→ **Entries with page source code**
## start

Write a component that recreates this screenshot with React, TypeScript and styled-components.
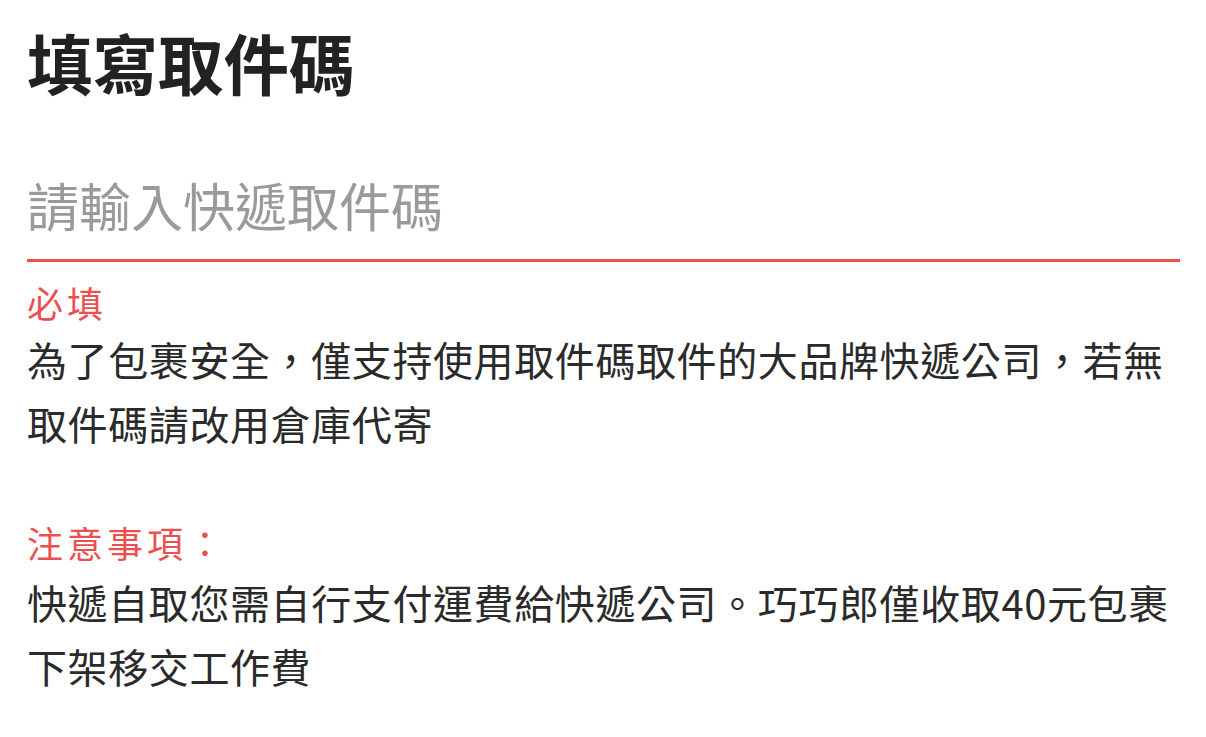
import styled, { createGlobalStyle } from "styled-components";

const GlobalStyle = createGlobalStyle`
  body {
    margin: 0;
    background: #ffffff;
    font-family: "Noto Sans CJK TC", "Noto Sans", sans-serif;
  }
`;

const App = () => {
  return (
    <>
      <GlobalStyle />
      <Page>
        <Title>填寫取件碼</Title>
        <CodeInput placeholder="請輸入快遞取件碼" />
        <Label>必填</Label>
        <Paragraph>
          為了包裹安全，僅支持使用取件碼取件的大品牌快遞公司，若無取件碼請改用倉庫代寄
        </Paragraph>
        <Label $spaced>注意事項：</Label>
        <Paragraph>
          快遞自取您需自行支付運費給快遞公司。巧巧郎僅收取40元包裹下架移交工作費
        </Paragraph>
      </Page>
    </>
  );
};

const Page = styled.main`
  display: flex;
  flex-direction: column;
  padding: 16px 26px 0 27px;
`;

const Title = styled.h1`
  margin: 0;
  font-size: 65.5px;
  font-weight: 700;
  line-height: 92px;
  color: #222222;
`;

const CodeInput = styled.input`
  margin-top: 62px;
  padding: 0 0 19px;
  border: none;
  border-bottom: 3px solid #e8524f;
  outline: none;
  background: transparent;
  font-family: inherit;
  font-size: 52px;
  line-height: 70px;
  color: #222222;

  &::placeholder {
    color: #9a9a9a;
  }
`;

const Label = styled.div<{ $spaced?: boolean }>`
  margin: ${(p) => (p.$spaced ? "62px 0 3px" : "15px 0 0")};
  font-size: 36px;
  letter-spacing: 4px;
  line-height: 50px;
  color: #ec4f4f;
`;

const Paragraph = styled.p`
  margin: 0;
  font-size: 40px;
  letter-spacing: 0.6px;
  line-height: 64px;
  color: #2a2a2a;
`;

export default App;
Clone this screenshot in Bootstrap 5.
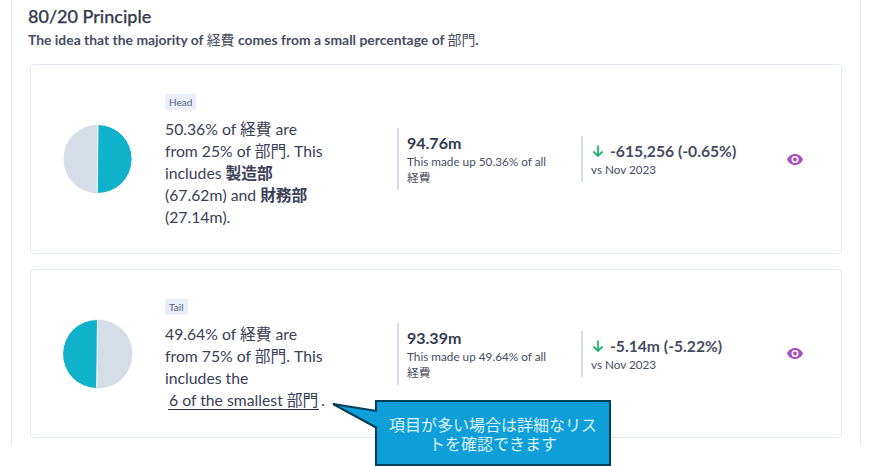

## end

→ **Exercise objective**
The records above need to be given again exactly. Omit the pictures.

→ **Exercise response**
Write a component that recreates this screenshot with React, TypeScript and styled-components.
import styled, { createGlobalStyle } from "styled-components";

const GlobalStyle = createGlobalStyle`
  body {
    margin: 0;
    background: #ffffff;
    font-family: "Noto Sans CJK TC", "Noto Sans", sans-serif;
  }
`;

const App = () => {
  return (
    <>
      <GlobalStyle />
      <Page>
        <Title>填寫取件碼</Title>
        <CodeInput placeholder="請輸入快遞取件碼" />
        <Label>必填</Label>
        <Paragraph>
          為了包裹安全，僅支持使用取件碼取件的大品牌快遞公司，若無取件碼請改用倉庫代寄
        </Paragraph>
        <Label $spaced>注意事項：</Label>
        <Paragraph>
          快遞自取您需自行支付運費給快遞公司。巧巧郎僅收取40元包裹下架移交工作費
        </Paragraph>
      </Page>
    </>
  );
};

const Page = styled.main`
  display: flex;
  flex-direction: column;
  padding: 16px 26px 0 27px;
`;

const Title = styled.h1`
  margin: 0;
  font-size: 65.5px;
  font-weight: 700;
  line-height: 92px;
  color: #222222;
`;

const CodeInput = styled.input`
  margin-top: 62px;
  padding: 0 0 19px;
  border: none;
  border-bottom: 3px solid #e8524f;
  outline: none;
  background: transparent;
  font-family: inherit;
  font-size: 52px;
  line-height: 70px;
  color: #222222;

  &::placeholder {
    color: #9a9a9a;
  }
`;

const Label = styled.div<{ $spaced?: boolean }>`
  margin: ${(p) => (p.$spaced ? "62px 0 3px" : "15px 0 0")};
  font-size: 36px;
  letter-spacing: 4px;
  line-height: 50px;
  color: #ec4f4f;
`;

const Paragraph = styled.p`
  margin: 0;
  font-size: 40px;
  letter-spacing: 0.6px;
  line-height: 64px;
  color: #2a2a2a;
`;

export default App;
Clone this screenshot in Bootstrap 5.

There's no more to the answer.